Keza anneme de aynı şekilde. Onlar beni büyüttüler ve şimdi inzivaya çekilme vakitleri. Ben, bir birey olarak aklımı kullanarak kendi yaşamımı sürdürmeliyim. Tabii ki onları ihmal etmeyeceğim. Bir ihtiyaçları olduğunda yanlarında olacağım ancak yaşamımı kendim sürdüreceğim. Kararlarımı kendim alacağım. Dolayısıyla ailesine aşırı derecede bağlı olan insanlarla anlaşamıyorum çünkü her ne kadar inkar etseler de bu kişiler, ailesinin onlara empoze ettiği doğrularla yoluna devam ediyorlar.
Dünyanın kendi etrafında döndüğünü düşünüyorlar. Halbuki gerçekler çok farklı. Ailesiyle böyle aşırı derecede bağlı olan insanlar, ileri zamanlarda ”hayatımı yaşayacağım” deyip ailesinin izin vermediği her şeyi yapabiliyorlar. Örneğin; alkol kullanmasını istemiyordur ailesi ancak anne ve babasının yokluğunda kendini direkt alkole verebilir. Hem kısıtlamanın verdiği eksiklikten hem de acılarını bu şekilde dindireceğini düşündüğünden. Bunun gibi sebeplerden ötürü aileme bağımlı olmak istemiyorum. Ailesine bağımlı insanlarla da anlaşamıyorum.
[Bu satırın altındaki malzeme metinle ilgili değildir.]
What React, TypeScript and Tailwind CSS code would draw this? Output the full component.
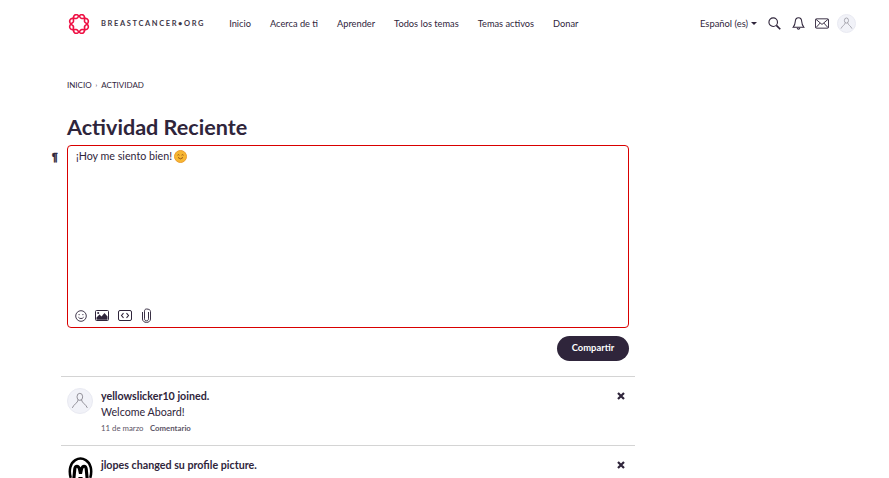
import React from "react";

const nav = ["Inicio", "Acerca de ti", "Aprender", "Todos los temas", "Temas activos", "Donar"];

function wave(phase: number) {
  const pts: string[] = [];
  for (let i = 0; i <= 96; i++) {
    const a = (i / 96) * Math.PI * 2;
    const r = 8 + 1.9 * Math.sin(4 * a + phase);
    pts.push(`${(11 + r * Math.cos(a)).toFixed(2)} ${(11 + r * Math.sin(a)).toFixed(2)}`);
  }
  return "M" + pts.join("L") + "Z";
}

function Logo() {
  return (
    <svg width="22" height="22" viewBox="0 0 22 22" fill="none" stroke="#ee1144" strokeWidth="1.6">
      <path d={wave(0)} />
      <path d={wave(Math.PI)} />
    </svg>
  );
}

function Person({ size }: { size: number }) {
  return (
    <div className="rounded-full bg-[#f1f2f8] border border-[#e9eaf2] flex items-center justify-center shrink-0" style={{ width: size, height: size }}>
      <svg width={size * 0.68} height={size * 0.68} viewBox="0 0 20 20" fill="none" stroke="#86848d" strokeWidth="1">
        <ellipse cx="10" cy="5.5" rx="3.2" ry="4" />
        <path d="M8.2 8.8 C7.5 12.5 3 14 1.5 18 M11.8 8.8 C12.5 12.5 17 14 18.5 18" />
      </svg>
    </div>
  );
}

function Close() {
  return (
    <svg width="8" height="8" viewBox="0 0 8 8" className="mt-[4px] shrink-0" stroke="#2f253b" strokeWidth="2.2">
      <path d="M1 1 L7 7 M7 1 L1 7" />
    </svg>
  );
}

function SearchIcon() {
  return (
    <svg width="13" height="13" viewBox="0 0 14 14" fill="none" stroke="#2f253b" className="ml-[11px]">
      <circle cx="5.6" cy="5.6" r="4.6" strokeWidth="1.2" />
      <path d="M9 9 L13.2 13.2" strokeWidth="1.8" />
    </svg>
  );
}

function BellIcon() {
  return (
    <svg width="13" height="15" viewBox="0 0 14 15" fill="none" stroke="#2f253b" strokeWidth="1.1" className="ml-[11px]">
      <path d="M7 1.2 C4.4 1.2 3.6 3.2 3.5 5.5 C3.4 8.2 2.6 10 1.2 11.6 H12.8 C11.4 10 10.6 8.2 10.5 5.5 C10.4 3.2 9.6 1.2 7 1.2 Z" />
      <path d="M5.6 12.6 C5.9 14 8.1 14 8.4 12.6" strokeWidth="1.3" />
    </svg>
  );
}

function MailIcon() {
  return (
    <svg width="14" height="11" viewBox="0 0 15 11" fill="none" stroke="#2f253b" strokeWidth="1" className="ml-[10px]">
      <rect x="0.5" y="0.5" width="14" height="10" rx="1" />
      <path d="M1 1 L7.5 6.5 L14 1 M1 10 L5.5 5 M14 10 L9.5 5" />
    </svg>
  );
}

function SmileIcon() {
  return (
    <svg width="12" height="12" viewBox="0 0 12 12" fill="none" stroke="#2f253b" strokeWidth="0.9">
      <circle cx="6" cy="6" r="5.3" />
      <circle cx="4.1" cy="4.6" r="0.6" fill="#2f253b" stroke="none" />
      <circle cx="7.9" cy="4.6" r="0.6" fill="#2f253b" stroke="none" />
      <path d="M3.4 7.2 C4.4 9 7.6 9 8.6 7.2" />
    </svg>
  );
}

function PictureIcon() {
  return (
    <svg width="14" height="11" viewBox="0 0 14 11" fill="none" stroke="#2f253b" strokeWidth="1">
      <rect x="0.5" y="0.5" width="13" height="10" rx="1" />
      <path d="M1.5 9.8 L1.5 7.5 L4.5 4.5 L6.5 6.5 L9.5 3 L12.5 6.5 L12.5 9.8 Z" fill="#2f253b" stroke="none" />
      <circle cx="3.2" cy="3" r="1" fill="#2f253b" stroke="none" />
    </svg>
  );
}

function CodeBoxIcon() {
  return (
    <svg width="14" height="11" viewBox="0 0 14 11" fill="none" stroke="#2f253b" strokeWidth="1">
      <rect x="0.5" y="0.5" width="13" height="10" rx="1.5" />
      <path d="M5.5 3.2 L3.5 5.5 L5.5 7.8 M8.5 3.2 L10.5 5.5 L8.5 7.8" strokeWidth="1.1" />
    </svg>
  );
}

function ClipIcon() {
  return (
    <svg width="11" height="15" viewBox="0 0 11 15" fill="none" stroke="#3a3145" strokeWidth="1">
      <path d="M7.5 4 V10.8 C7.5 12 6.7 12.8 5.5 12.8 C4.3 12.8 3.5 12 3.5 10.8 V3.2 C3.5 1.8 4.3 1 5.5 1 C7.9 1 9.5 2 9.5 3.4 V11 C9.5 13 7.8 14.4 5.5 14.4 C3.2 14.4 1.5 13 1.5 11 V4" />
    </svg>
  );
}

function Monogram() {
  return (
    <svg width="25" height="25" viewBox="0 0 24 24" fill="none" stroke="#000" className="shrink-0">
      <path d="M2.6 20 C0.6 13 2 6 7 3 C10 1.2 14 1.2 17 3 C22 6 23.4 13 21.4 20" strokeWidth="2.4" />
      <path d="M5.5 22 L6.5 11.5 C7 8 10 8 11 11.5 L12 16 L13 11.5 C14 8 17 8 17.5 11.5 L18.5 22" strokeWidth="3" />
      <path d="M1 22.8 H9 M15 22.8 H23 M10 20 H14" strokeWidth="1.4" />
    </svg>
  );
}

export default function App() {
  return (
    <div className="w-[889px] h-[478px] overflow-hidden bg-white text-[#2f253b] relative" style={{ fontFamily: "Lato, sans-serif" }}>
      <header className="h-[47px] pl-[68px] pr-[33px] flex items-center">
        <Logo />
        <span className="ml-[11px] text-[7.5px] font-bold tracking-[0.215em] whitespace-nowrap text-[#3f3849]">BREASTCANCER•ORG</span>
        <nav className="ml-[24px] flex gap-[19px] text-[9.25px] leading-[14px] mt-[1px] whitespace-nowrap">
          {nav.map((n) => (
            <span key={n}>{n}</span>
          ))}
        </nav>
        <div className="ml-auto flex items-center">
          <span className="text-[9.4px] leading-[14px] mt-[1px] whitespace-nowrap">Español (es)</span>
          <span className="ml-[3px] w-0 h-0 border-x-[3px] border-x-transparent border-t-[3px] border-t-[#2f253b]" />
          <SearchIcon />
          <BellIcon />
          <MailIcon />
          <div className="ml-[8px]"><Person size={19} /></div>
        </div>
      </header>

      <main className="pl-[67px] w-[629px] box-content">
        <div className="mt-[33px] text-[8px] leading-[10px] flex items-center gap-[3.5px] uppercase">
          <span>Inicio</span><span className="text-[6px] mx-[0.5px]">›</span><span>Actividad</span>
        </div>
        <h1 className="mt-[24px] text-[21.6px] leading-[26px] font-bold">Actividad Reciente</h1>

        <div className="relative mt-[5px] h-[183px] w-[562px] border border-[#d90000] rounded-[4px] pl-[8px] pt-[3px] flex flex-col">
          <span className="absolute left-[-16px] top-[5px] text-[10px] font-bold leading-[14px] [-webkit-text-stroke:0.5px_#2f253b]" style={{ fontFamily: '"Liberation Sans", sans-serif' }}>¶</span>
          <div className="text-[10.7px] leading-[14px] flex items-center gap-[2px]">
            ¡Hoy me siento bien!
            <span className="w-[13px] h-[13px] rounded-full bg-[#f7b733] border border-[#eb9c2e] inline-flex items-center justify-center">
              <svg width="9" height="9" viewBox="0 0 9 9" fill="none" stroke="#8a4b12" strokeWidth="0.9">
                <path d="M1.5 3.2 Q2.5 2.2 3.4 3.2 M5.6 3.2 Q6.5 2.2 7.5 3.2 M2 5.5 Q4.5 8.2 7 5.5" />
              </svg>
            </span>
          </div>
          <div className="mt-auto mb-[4px] -ml-[1px] flex items-center">
            <SmileIcon />
            <span className="ml-[8px] flex"><PictureIcon /></span>
            <span className="ml-[9px] flex"><CodeBoxIcon /></span>
            <span className="ml-[9px] flex"><ClipIcon /></span>
          </div>
        </div>

        <div className="mt-[8px] w-[562px] flex justify-end">
          <button className="w-[72px] h-[25px] rounded-full bg-[#2f253b] text-white text-[9.4px] font-bold">Compartir</button>
        </div>
      </main>

      <section className="ml-[61px] mt-[15px] w-[574px]">
        <div className="border-t border-[#d4d4d4] h-[69px] pl-[6px] pr-[10px] pt-[11px] flex">
          <Person size={26} />
          <div className="ml-[8px] flex-1">
            <div className="text-[10.7px] leading-[15px] font-bold">yellowslicker10 joined.</div>
            <div className="text-[10.7px] leading-[15px] mt-[1px]">Welcome Aboard!</div>
            <div className="text-[7.8px] leading-[10px] mt-[4px] text-[#5c5566] flex gap-[6.5px]">
              <span>11 de marzo</span><span className="font-bold">Comentario</span>
            </div>
          </div>
          <Close />
        </div>
        <div className="border-t border-[#d4d4d4] pl-[7px] pr-[10px] pt-[11px] flex">
          <Monogram />
          <div className="ml-[8px] flex-1 text-[10.7px] leading-[15px] font-bold">jlopes changed su profile picture.</div>
          <Close />
        </div>
      </section>
    </div>
  );
}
Tek başına mücadeleler vererek olgunlaşmak istiyorum ve tek başına mücadeleler vererek olgunlaşmış insanlarla muhabbet etmek hoşuma gidiyor. Onların tecrübeleri hayata bakışımı zaman zaman değiştiriyor. Hidayet kavramını olgunluk olarak gördüm hep. Dini bir boyutta düşünmedim. Tasavvuf tabiriyle ”hamken pişip yanmak” istiyorum yanmadan hidayete yani olgunluğa ulaşabileceğimi düşünmüyorum. Yaşamadan, hamken pişip yanacağımı düşünmüyorum. Hayatı iyi, kötü her anı ile yaşayıp bilge kişilik olmasam bile olgunlaşmak istiyorum. Bu yüzdendir bilmeden çizdiğim çizgilerin farkına varmış olmam. Bu sebeptendir bilmeden çizdiğim çizgilerin farkına varıp ona göre yaşamam. Hepsi bu.